## The request
Reproduce the listing word for word. Skip any image.

** start Supplied information **

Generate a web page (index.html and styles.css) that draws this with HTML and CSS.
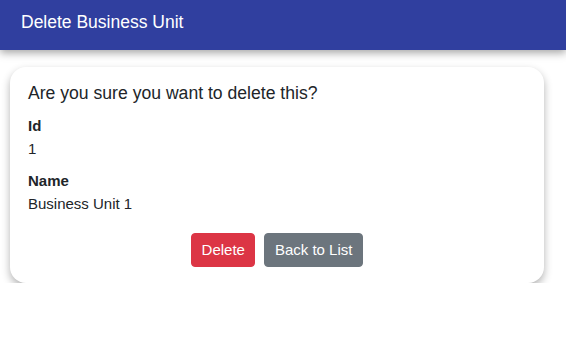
FILE: index.html
```html
<!DOCTYPE html>
<html lang="en">
<head>
  <meta charset="UTF-8">
  <meta name="viewport" content="width=device-width, initial-scale=1.0">
  <title>Delete Business Unit</title>
  <link rel="stylesheet" href="styles.css">
</head>
<body>
  <header class="app-bar">
    <span class="app-title">Delete Business Unit</span>
  </header>
  <main class="page">
    <div class="card">
      <h3 class="confirm">Are you sure you want to delete this?</h3>
      <dl class="details">
        <dt>Id</dt>
        <dd>1</dd>
        <dt>Name</dt>
        <dd>Business Unit 1</dd>
      </dl>
      <form class="actions">
        <button type="button" class="btn btn-danger">Delete</button>
        <button type="button" class="btn btn-secondary">Back to List</button>
      </form>
    </div>
  </main>
</body>
</html>
```

FILE: styles.css
```css
body {
  margin: 0;
  padding: 0;
  font-family: 'Liberation Sans', Arial, sans-serif;
  background: #ffffff;
  color: #212529;
}

.app-bar {
  box-sizing: border-box;
  height: 50px;
  padding: 12px 21px;
  background: #303f9f;
  color: #ffffff;
  box-shadow: 0 3px 8px rgba(0, 0, 0, 0.35);
  position: relative;
}

.app-title {
  font-size: 17.5px;
}

.page {
  padding: 17px 22px 0 10px;
}

.card {
  background: #ffffff;
  border-radius: 16px;
  box-shadow: 0 4px 8px rgba(0, 0, 0, 0.3);
  padding: 16px 18px 16px 18px;
}

.confirm {
  margin: 0 0 10px;
  font-size: 17.6px;
  font-weight: normal;
}

.details {
  margin: 0;
  font-size: 15px;
  line-height: 23px;
}

.details dt {
  font-weight: bold;
}

.details dd {
  margin: 0 0 9px;
}

.details dd:last-child {
  margin-bottom: 0;
}

.actions {
  display: flex;
  justify-content: center;
  gap: 9px;
  margin-top: 18px;
}

.btn {
  font-family: inherit;
  font-size: 15px;
  line-height: 22px;
  padding: 5px 9.5px;
  border: 1px solid transparent;
  border-radius: 4px;
  color: #ffffff;
  cursor: pointer;
}

.btn-danger {
  background: #dc3545;
  border-color: #dc3545;
}

.btn-secondary {
  background: #6c757d;
  border-color: #6c757d;
}
```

** end Supplied information **

## Task response
Generate a web page (index.html and styles.css) that draws this with HTML and CSS.
FILE: index.html
```html
<!DOCTYPE html>
<html lang="en">
<head>
  <meta charset="UTF-8">
  <meta name="viewport" content="width=device-width, initial-scale=1.0">
  <title>Delete Business Unit</title>
  <link rel="stylesheet" href="styles.css">
</head>
<body>
  <header class="app-bar">
    <span class="app-title">Delete Business Unit</span>
  </header>
  <main class="page">
    <div class="card">
      <h3 class="confirm">Are you sure you want to delete this?</h3>
      <dl class="details">
        <dt>Id</dt>
        <dd>1</dd>
        <dt>Name</dt>
        <dd>Business Unit 1</dd>
      </dl>
      <form class="actions">
        <button type="button" class="btn btn-danger">Delete</button>
        <button type="button" class="btn btn-secondary">Back to List</button>
      </form>
    </div>
  </main>
</body>
</html>
```

FILE: styles.css
```css
body {
  margin: 0;
  padding: 0;
  font-family: 'Liberation Sans', Arial, sans-serif;
  background: #ffffff;
  color: #212529;
}

.app-bar {
  box-sizing: border-box;
  height: 50px;
  padding: 12px 21px;
  background: #303f9f;
  color: #ffffff;
  box-shadow: 0 3px 8px rgba(0, 0, 0, 0.35);
  position: relative;
}

.app-title {
  font-size: 17.5px;
}

.page {
  padding: 17px 22px 0 10px;
}

.card {
  background: #ffffff;
  border-radius: 16px;
  box-shadow: 0 4px 8px rgba(0, 0, 0, 0.3);
  padding: 16px 18px 16px 18px;
}

.confirm {
  margin: 0 0 10px;
  font-size: 17.6px;
  font-weight: normal;
}

.details {
  margin: 0;
  font-size: 15px;
  line-height: 23px;
}

.details dt {
  font-weight: bold;
}

.details dd {
  margin: 0 0 9px;
}

.details dd:last-child {
  margin-bottom: 0;
}

.actions {
  display: flex;
  justify-content: center;
  gap: 9px;
  margin-top: 18px;
}

.btn {
  font-family: inherit;
  font-size: 15px;
  line-height: 22px;
  padding: 5px 9.5px;
  border: 1px solid transparent;
  border-radius: 4px;
  color: #ffffff;
  cursor: pointer;
}

.btn-danger {
  background: #dc3545;
  border-color: #dc3545;
}

.btn-secondary {
  background: #6c757d;
  border-color: #6c757d;
}
```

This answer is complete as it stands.